I believe that music is recorded at a lot of premieres these days. There's no reason not to. But again, record companies are not going to create CDs or a composer isn't going to shell out the money for licensing, esp. for a major "name" group that's going to insist on getting money every time you play their recording.

When classical music in general isn't being played a lot and orchestras are struggling, it's even harder to get new pieces in. Some are more successful at it than others. I really like Baltimore Symphony's model and think they will prevail in the long run over National Symphony's very traditional model. But there's still a limit to how much "new" stuff an orchestra can play before you start losing your audience. People still want to hear the classics.

Date: 2010-11-11 10:18 pm (UTC)
From: [identity profile] acroyear70.livejournal.com
I never said "hit the studio" - quite the opposite: release the premiere is what I was saying. Yes they're recorded, and sometimes played back on some obscure radio show, but after that...

...

...

...nothing.

I actually adored a John Adams piece I heard on a BSO (Alsop) show, recorded at Strathmore and played on SiriusXM, and was therefore quite heartbroken to find I couldn't actually have my own copy to dive into the nuances. If I was taping the show @ home on a cassette deck like the good old days, I'd have it now.

Instead, I only know there's this great John Adams piece that the BSO played that's never been released and I don't even know its f'in' name.

MUSIC CAN NOT SURVIVE LIKE THAT.

Yes, CD's are NOT the way to go for stuff that only has a likely audience of 10,000.

But guess what: 10,000 paying $10 each for the download === $100,000 and that, plus the initial revenue from the concert itself, can pay for the work needed to get the thing out the door.

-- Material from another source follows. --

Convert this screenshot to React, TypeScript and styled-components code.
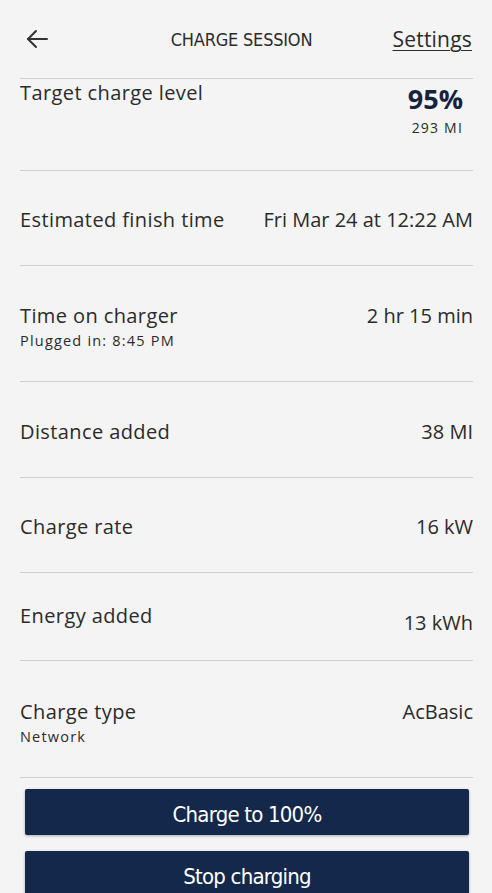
import styled, { createGlobalStyle } from "styled-components";

const GlobalStyle = createGlobalStyle`
  html, body {
    margin: 0;
    padding: 0;
    background: #f4f4f4;
  }
  body {
    font-family: "Open Sans", "Liberation Sans", sans-serif;
    color: #2b2b2b;
    overflow: hidden;
  }
`;

const Screen = styled.div`
  width: 492px;
  height: 893px;
  overflow: hidden;
  background: #f4f4f4;
`;

const Header = styled.header`
  display: grid;
  grid-template-columns: 1fr auto 1fr;
  align-items: center;
  height: 78px;
  padding: 0 20px 0 25px;
  box-sizing: border-box;
`;

const BackButton = styled.button`
  justify-self: start;
  display: flex;
  border: 0;
  background: none;
  padding: 0;
  color: #333;
  cursor: pointer;
`;

const Title = styled.h1`
  margin: 0 14px 0 0;
  font-family: "DejaVu Sans Condensed", "Liberation Sans", sans-serif;
  font-size: 18px;
  font-weight: 400;
  color: #2b2b2b;
  letter-spacing: -0.2px;
`;

const SettingsLink = styled.a`
  justify-self: end;
  font-size: 21px;
  letter-spacing: 0.2px;
  color: #2b2b2b;
  text-decoration: underline;
  text-underline-offset: 3px;
  text-decoration-thickness: 1px;
`;

const List = styled.div`
  margin: 0 19px 0 20px;
`;

const Row = styled.div<{ $top: number; $bottom: number }>`
  display: flex;
  justify-content: space-between;
  align-items: flex-start;
  border-top: 1px solid #cfcfcf;
  padding: ${({ $top, $bottom }) => `${$top}px 0 ${$bottom}px`};

  &:last-child {
    border-bottom: 1px solid #cfcfcf;
  }
`;

const LabelBlock = styled.div`
  display: flex;
  flex-direction: column;
`;

const Label = styled.span`
  font-size: 20px;
  line-height: 26px;
  letter-spacing: 0.4px;
  color: #2b2b2b;
`;

const SubLabel = styled.span`
  font-size: 14.5px;
  line-height: 24px;
  letter-spacing: 1.2px;
  color: #2b2b2b;
`;

const Value = styled.span<{ $offset?: number }>`
  font-size: 20px;
  line-height: 26px;
  color: #2b2b2b;
  margin-top: ${({ $offset }) => $offset ?? 0}px;
`;

const BigValue = styled.div`
  display: flex;
  flex-direction: column;
  align-items: flex-end;
  margin-top: 5px;
  padding-right: 10px;
`;

const Percent = styled.span`
  font-size: 27px;
  font-weight: 700;
  line-height: 28px;
  color: #16233f;
`;

const Range = styled.span`
  font-size: 14px;
  line-height: 30px;
  letter-spacing: 1.2px;
  color: #2b2b2b;
`;

const Actions = styled.div`
  display: flex;
  flex-direction: column;
  gap: 16px;
  padding: 11px 23px 0 25px;
`;

const ActionButton = styled.button`
  height: 46px;
  padding: 5px 0 0;
  border: 0;
  border-radius: 2px;
  background: #13284b;
  color: #fff;
  font-family: "DejaVu Sans Condensed", "Liberation Sans", sans-serif;
  font-size: 22px;
  letter-spacing: -0.8px;
  box-shadow: 0 1px 3px rgba(0, 0, 0, 0.3);
  cursor: pointer;
`;

const BackArrow = () => (
  <svg width="24" height="24" viewBox="0 0 24 24" fill="none" stroke="currentColor" strokeWidth="2" strokeLinecap="round" strokeLinejoin="round">
    <path d="M22 12H3" />
    <path d="M11 4l-8 8 8 8" />
  </svg>
);

const rows = [
  { label: "Estimated finish time", value: "Fri Mar 24 at 12:22 AM", top: 36, bottom: 32 },
  { label: "Time on charger", sub: "Plugged in: 8:45 PM", value: "2 hr 15 min", top: 37, bottom: 28 },
  { label: "Distance added", value: "38 MI", top: 37, bottom: 32 },
  { label: "Charge rate", value: "16 kW", top: 36, bottom: 32 },
  { label: "Energy added", value: "13 kWh", top: 30, bottom: 24, offset: 7 },
  { label: "Charge type", sub: "Network", value: "AcBasic", top: 38, bottom: 28 },
];

export default function App() {
  return (
    <Screen>
      <GlobalStyle />
      <Header>
        <BackButton aria-label="Back">
          <BackArrow />
        </BackButton>
        <Title>CHARGE SESSION</Title>
        <SettingsLink>Settings</SettingsLink>
      </Header>
      <List>
        <Row $top={1} $bottom={27}>
          <Label>Target charge level</Label>
          <BigValue>
            <Percent>95%</Percent>
            <Range>293 MI</Range>
          </BigValue>
        </Row>
        {rows.map((r) => (
          <Row key={r.label} $top={r.top} $bottom={r.bottom}>
            <LabelBlock>
              <Label>{r.label}</Label>
              {r.sub && <SubLabel>{r.sub}</SubLabel>}
            </LabelBlock>
            <Value $offset={r.offset}>{r.value}</Value>
          </Row>
        ))}
      </List>
      <Actions>
        <ActionButton>Charge to 100%</ActionButton>
        <ActionButton>Stop charging</ActionButton>
      </Actions>
    </Screen>
  );
}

It really helps when the people doing the recording already know the hall and know the orchestra and everything is already in balance - this is how EMI is able to get a Simon Rattle cd out every 3 months (and offer other concerts for sale direct through their virtual concert hall website), and how Bernstein got so many records out back in the 60s - all of the HARD work was done. any symphony that does its own radio shows already has done all of this (including, say, the BSO at Strathmore).

and once it is out there, composers can actually start to get a "name" outside of academia. under the current model, there's just no way.

please stop taking my examples and ideas to an unnecessary extreme. I never said every orchestra has to do it, and I never said anything about new pieces totally replacing the old.

I'm trying to show how applying the "get the record out" approach can actually work to build an audience for modern music, and even have that music survive at all, in ways that the traditional approach of "score first, and if a record comes out some day, well, who cares" will never achieve.

Date: 2010-11-11 10:39 pm (UTC)
ext_97617: puffin (Default)
From: [identity profile] stori-lundi.livejournal.com
You mean this John Adams piece "Atomic Symphony" available here on Amazon: http://www.amazon.com/Atomic-Symphony-Guide-Strange-Places/dp/B0029358I0

Or was it his "Fearful Symmetries" also available at Amazon: http://www.amazon.com/Fearful-Symmetries-Chamber-Sym-Songs/dp/B00004YSQW

10,000 downloads for a classical download? Seriously? Popular classical pieces get that, not contemporary ones. And $100,000 would maybe cover costs. Orchestras are barely making ends meet these days and a lot of concerts DON'T cover themselves.

I'd also like to see how many pieces get premiered and never recorded. Do you have numbers on this? Is it really a big problem with contemporary music? Are composers complaining about this?

Date: 2010-11-12 01:29 am (UTC)
From: [identity profile] acroyear70.livejournal.com
no, composers aren't necessarily complaining about this, but then again they've gotten so deprived by the sad state of the music industry that even getting a performance at all is a miracle.

it is the blogosphere of people who appreciate all ages of classical music that are the ones complaining.

10,000 downloads is feasible when:
1) it is the only way to get a piece of work
2) there's support within the music community for downloads

the former is not the case - downloads happen when the cd is released (so that same wait time is there), and often the downloads are revoked when the cd goes "out of print". in any case the very pressing of the cd defeats the point because now you've added overhead costs that downloads don't have.

the latter is not the case because 1) the former is not the case, so the CD remains all anybody talks about, and 2) audiophiles are what they are and constantly rant about mp3 performance (without acknowledging better alternatives like AC3 and FLAC).

what it takes is ranting about the state and proposing alternatives and actually having them be tried, not be shot down before they've been done without noting that the current status-quo is not workable.

and yes, SOME orchestras are having difficulties, and much of that is due to the lack of interest in SOME political parties in supporting the arts through public funding, on this weird assumption by SOME people who speak for those parties that ALL government spending is inherently evil. but you're not one of SOME people. ;-) [seriously, rant for a different time]

but no, not ALL Orchestras are.

yes it will take investment by somebody to get it to work, it will take the entrepreneurial spirit that this company has all but given up on, this idea of actually being the first to do something. but once the *reputation* of the downloads program is built (and the reputation of some composers who can sell enough to support the newer ones that won't sell as much at first), it can start to run itself, particularly when also supported by downloads of established (trans: "dead") composers along the way.

right now, the downloading orchestras are mostly only putting out said "dead" composers, which means the works are competing with CD releases from established (trans: "dead") conductors as well, so of course they're not going to get the same kind of attention yet.

stuff moves in one media when there isn't an alternative but the market (even a small one) still wants the product.

(and the Adams work I think was a local performance of City Noir, which is not on sale yet - so not, not a full "premiere", but certainly a local one for a new piece).